**Dataset excerpt:**
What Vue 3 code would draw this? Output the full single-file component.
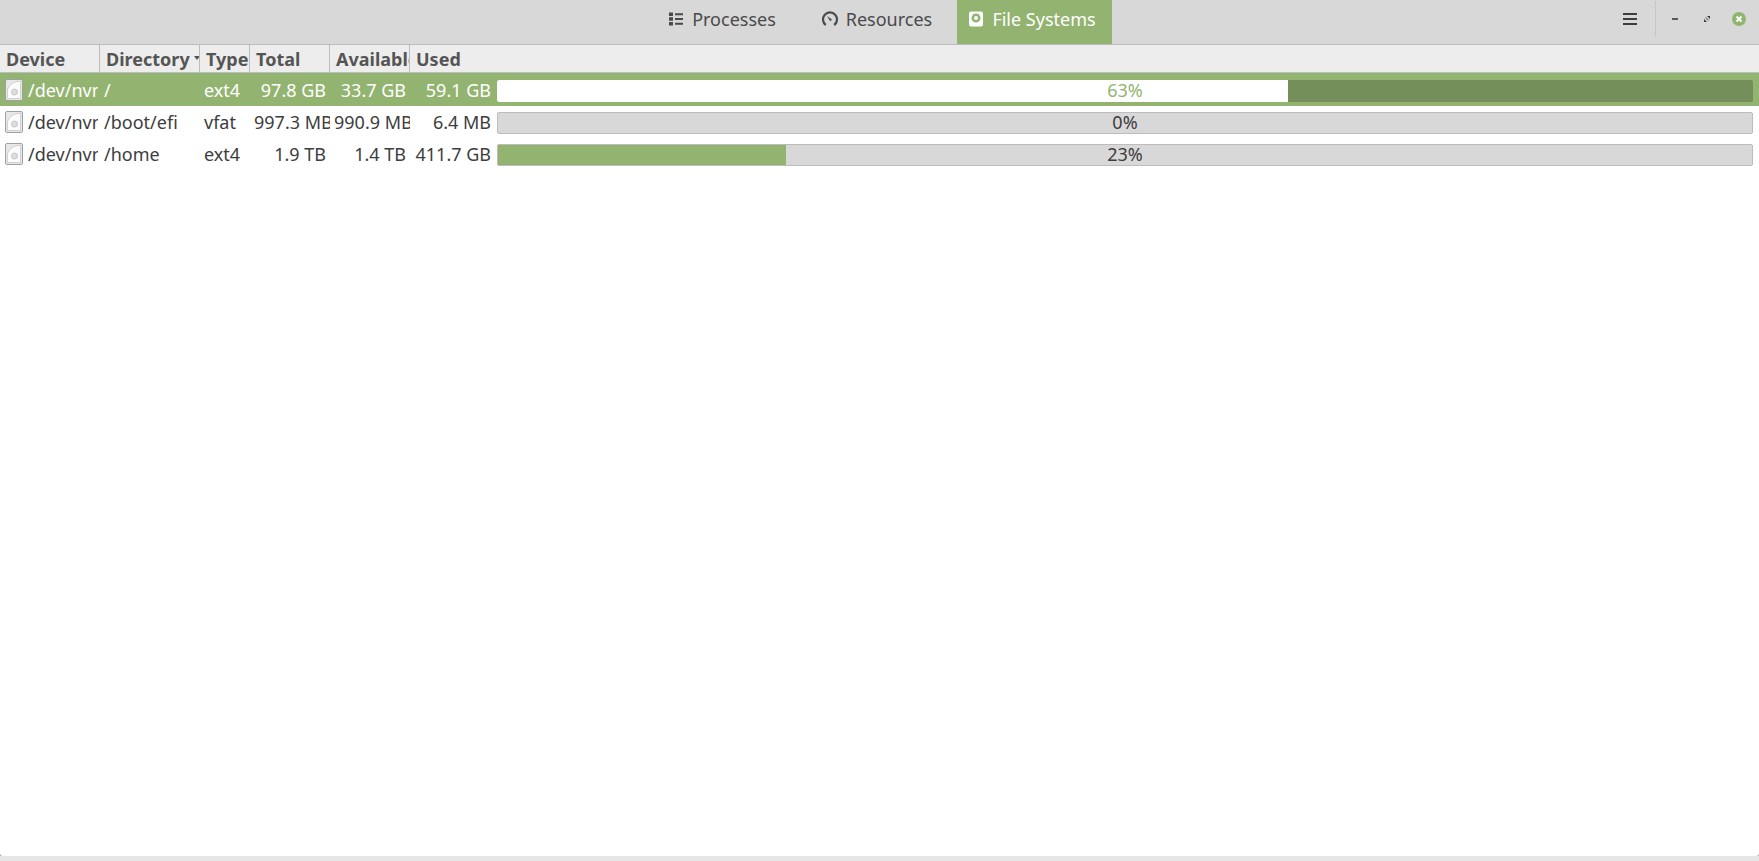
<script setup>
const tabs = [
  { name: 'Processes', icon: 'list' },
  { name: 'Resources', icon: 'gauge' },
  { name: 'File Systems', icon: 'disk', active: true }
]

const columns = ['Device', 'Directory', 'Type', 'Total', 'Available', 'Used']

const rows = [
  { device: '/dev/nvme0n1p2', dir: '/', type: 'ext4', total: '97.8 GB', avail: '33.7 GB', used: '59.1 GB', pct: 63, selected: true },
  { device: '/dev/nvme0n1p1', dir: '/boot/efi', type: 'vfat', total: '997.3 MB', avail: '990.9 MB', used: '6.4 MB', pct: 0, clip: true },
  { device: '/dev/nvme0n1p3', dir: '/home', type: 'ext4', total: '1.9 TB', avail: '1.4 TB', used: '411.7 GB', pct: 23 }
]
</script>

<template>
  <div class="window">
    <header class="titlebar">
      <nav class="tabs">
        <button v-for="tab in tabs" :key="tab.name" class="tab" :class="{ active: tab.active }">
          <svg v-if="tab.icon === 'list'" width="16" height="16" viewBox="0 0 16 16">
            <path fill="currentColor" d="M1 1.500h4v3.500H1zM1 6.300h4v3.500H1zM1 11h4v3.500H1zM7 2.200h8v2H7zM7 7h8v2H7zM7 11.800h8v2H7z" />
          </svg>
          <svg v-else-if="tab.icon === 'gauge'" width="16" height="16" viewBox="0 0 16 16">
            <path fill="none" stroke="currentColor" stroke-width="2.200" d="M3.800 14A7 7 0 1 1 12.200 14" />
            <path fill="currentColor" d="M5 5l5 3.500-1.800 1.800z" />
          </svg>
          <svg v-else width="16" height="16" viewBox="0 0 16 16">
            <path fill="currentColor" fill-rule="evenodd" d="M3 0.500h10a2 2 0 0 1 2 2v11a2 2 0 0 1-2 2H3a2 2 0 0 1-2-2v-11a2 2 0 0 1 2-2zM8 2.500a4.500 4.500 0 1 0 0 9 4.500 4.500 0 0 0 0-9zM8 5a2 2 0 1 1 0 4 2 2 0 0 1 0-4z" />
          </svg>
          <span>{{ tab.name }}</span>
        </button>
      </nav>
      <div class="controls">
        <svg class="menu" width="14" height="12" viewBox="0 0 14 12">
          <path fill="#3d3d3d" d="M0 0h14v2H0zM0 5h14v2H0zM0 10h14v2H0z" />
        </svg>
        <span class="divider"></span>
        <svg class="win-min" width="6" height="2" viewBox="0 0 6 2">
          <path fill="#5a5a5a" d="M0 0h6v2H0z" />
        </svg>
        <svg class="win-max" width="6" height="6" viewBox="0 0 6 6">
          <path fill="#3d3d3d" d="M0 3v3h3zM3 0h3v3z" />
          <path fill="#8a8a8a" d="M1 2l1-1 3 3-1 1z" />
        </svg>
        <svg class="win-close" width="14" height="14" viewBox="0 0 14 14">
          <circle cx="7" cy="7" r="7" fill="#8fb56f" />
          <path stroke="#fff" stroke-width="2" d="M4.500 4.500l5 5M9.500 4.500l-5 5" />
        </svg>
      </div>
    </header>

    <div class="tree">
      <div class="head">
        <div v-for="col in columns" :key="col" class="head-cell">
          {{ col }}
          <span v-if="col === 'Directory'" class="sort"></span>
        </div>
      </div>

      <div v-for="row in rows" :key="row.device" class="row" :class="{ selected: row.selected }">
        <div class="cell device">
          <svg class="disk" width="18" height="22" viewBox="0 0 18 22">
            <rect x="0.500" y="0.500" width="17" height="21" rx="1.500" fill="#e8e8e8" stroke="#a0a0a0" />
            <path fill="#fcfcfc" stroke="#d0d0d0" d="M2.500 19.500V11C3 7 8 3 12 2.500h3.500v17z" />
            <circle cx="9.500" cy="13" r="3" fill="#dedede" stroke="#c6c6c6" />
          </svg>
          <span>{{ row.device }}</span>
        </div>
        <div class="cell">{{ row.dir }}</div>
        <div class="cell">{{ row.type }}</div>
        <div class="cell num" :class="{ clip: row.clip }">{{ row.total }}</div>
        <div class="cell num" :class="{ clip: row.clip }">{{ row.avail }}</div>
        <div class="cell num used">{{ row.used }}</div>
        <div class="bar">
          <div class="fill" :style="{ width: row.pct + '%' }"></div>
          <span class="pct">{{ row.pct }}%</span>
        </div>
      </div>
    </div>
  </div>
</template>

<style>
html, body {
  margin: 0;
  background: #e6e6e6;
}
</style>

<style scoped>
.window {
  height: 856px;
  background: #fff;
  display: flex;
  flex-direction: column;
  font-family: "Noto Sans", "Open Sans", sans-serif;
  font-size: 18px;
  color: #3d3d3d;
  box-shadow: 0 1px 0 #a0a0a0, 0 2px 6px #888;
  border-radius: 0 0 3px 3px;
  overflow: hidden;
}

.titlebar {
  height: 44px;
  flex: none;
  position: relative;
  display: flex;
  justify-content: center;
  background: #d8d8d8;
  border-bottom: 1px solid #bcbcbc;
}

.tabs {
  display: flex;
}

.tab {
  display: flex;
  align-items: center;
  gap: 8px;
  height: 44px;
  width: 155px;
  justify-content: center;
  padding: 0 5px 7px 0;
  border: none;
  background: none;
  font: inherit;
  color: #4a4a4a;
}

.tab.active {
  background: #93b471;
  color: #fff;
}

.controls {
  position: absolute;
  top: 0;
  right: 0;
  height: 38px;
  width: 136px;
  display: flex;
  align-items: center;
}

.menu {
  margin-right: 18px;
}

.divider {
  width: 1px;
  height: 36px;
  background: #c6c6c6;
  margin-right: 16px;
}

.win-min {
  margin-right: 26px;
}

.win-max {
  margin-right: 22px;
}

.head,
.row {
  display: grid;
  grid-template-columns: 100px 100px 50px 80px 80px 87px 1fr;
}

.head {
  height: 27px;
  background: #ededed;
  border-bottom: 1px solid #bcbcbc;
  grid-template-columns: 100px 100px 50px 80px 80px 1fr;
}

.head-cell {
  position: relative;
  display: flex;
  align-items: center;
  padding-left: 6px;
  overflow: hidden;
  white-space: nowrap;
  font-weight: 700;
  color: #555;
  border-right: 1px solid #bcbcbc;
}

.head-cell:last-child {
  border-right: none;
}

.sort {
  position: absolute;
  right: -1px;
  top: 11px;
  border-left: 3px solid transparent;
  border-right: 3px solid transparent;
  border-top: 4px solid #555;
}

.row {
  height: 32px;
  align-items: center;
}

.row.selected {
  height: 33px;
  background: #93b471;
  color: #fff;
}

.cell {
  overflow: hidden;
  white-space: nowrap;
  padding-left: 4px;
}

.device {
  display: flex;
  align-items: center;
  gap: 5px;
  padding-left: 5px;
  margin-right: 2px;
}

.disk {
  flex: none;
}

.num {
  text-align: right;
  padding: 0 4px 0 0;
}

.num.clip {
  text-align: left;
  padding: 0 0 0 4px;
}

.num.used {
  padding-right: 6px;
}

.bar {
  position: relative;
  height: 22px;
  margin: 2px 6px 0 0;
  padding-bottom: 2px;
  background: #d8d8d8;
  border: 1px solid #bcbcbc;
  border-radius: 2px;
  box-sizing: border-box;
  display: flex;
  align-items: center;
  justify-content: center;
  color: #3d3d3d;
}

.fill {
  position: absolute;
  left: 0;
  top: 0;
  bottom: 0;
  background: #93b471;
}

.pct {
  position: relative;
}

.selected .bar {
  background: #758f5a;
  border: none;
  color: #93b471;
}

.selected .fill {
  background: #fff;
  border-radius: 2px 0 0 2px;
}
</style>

**Set task:** Write out an exact copy of the listing, first line through the line containing "['Device', 'Directory', 'Type', 'Total', 'Available', 'Used']", with the pictures left out.

**Answer:**
What Vue 3 code would draw this? Output the full single-file component.
<script setup>
const tabs = [
  { name: 'Processes', icon: 'list' },
  { name: 'Resources', icon: 'gauge' },
  { name: 'File Systems', icon: 'disk', active: true }
]

const columns = ['Device', 'Directory', 'Type', 'Total', 'Available', 'Used']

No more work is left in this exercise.